Last night, I wanted to just get on with my own errands/to-dos while the hubby got a very tired E to bed. I snuck out of E’s bedroom on the pretext of brushing my teeth and didn’t intend to go back into the room unless E made a fuss. The hubby came out soon after (E had indeed fallen asleep as he was so tired from waking up early for school) and told me that E said he wanted to wait for mama and that he wanted to hug mama to sleep. My heart. After that, I told myself I should always try and tuck my kids into bed as much as possible while they still want me to. There will come a day (sooner than I think), that they will be happy to be left alone.

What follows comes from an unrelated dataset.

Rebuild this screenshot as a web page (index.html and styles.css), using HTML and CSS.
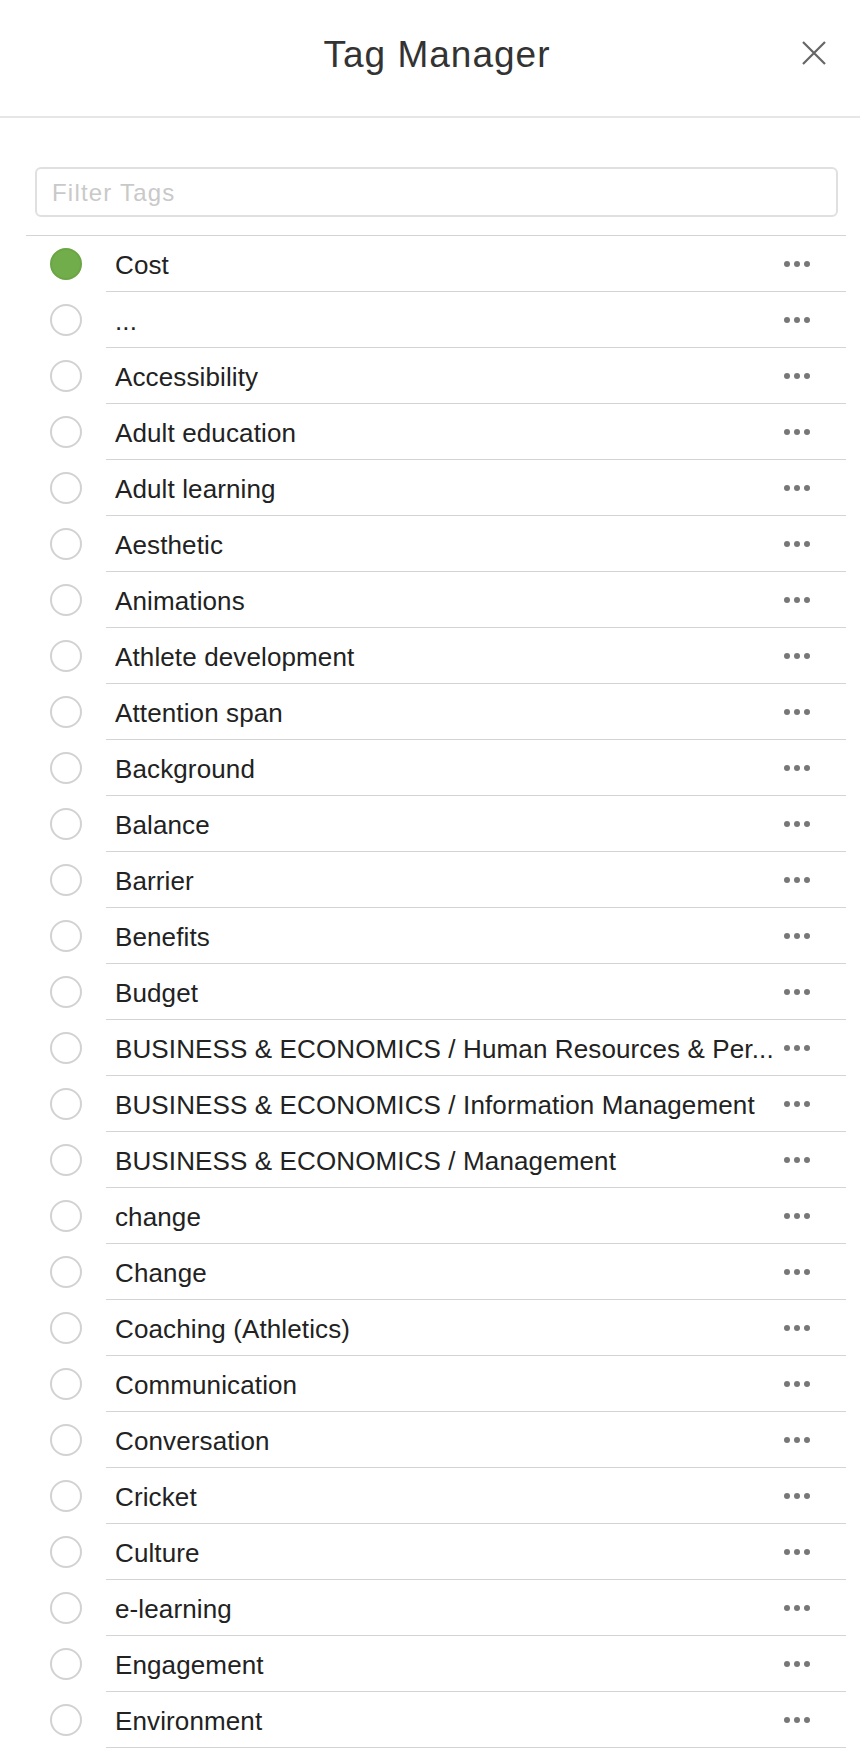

This early evening, E had just woken up from his afternoon nap and wanted to play. I decided that I could make a few quick work phone calls while my father-in-law was available to play with E. But E only wanted me and came to me and said “stop calling” (he meant stop talking on the phone), while I gestured for him to wait / look for ye-ye. I felt so guilty. Sometimes all our kid wants is for us to give them the undivided attention they deserve, not some i’m-here-but-not-really kinda crap ‘attention’.

I never want to forget these beautiful days. I really do hope I never. Today at the kindy, I chanced upon a quote “Children are God’s gifts to us”. I’m not holy by any chance, but how true indeed. No amount of money, no amount of travelling, no amount of michelin stars can bring so much joy in our lives.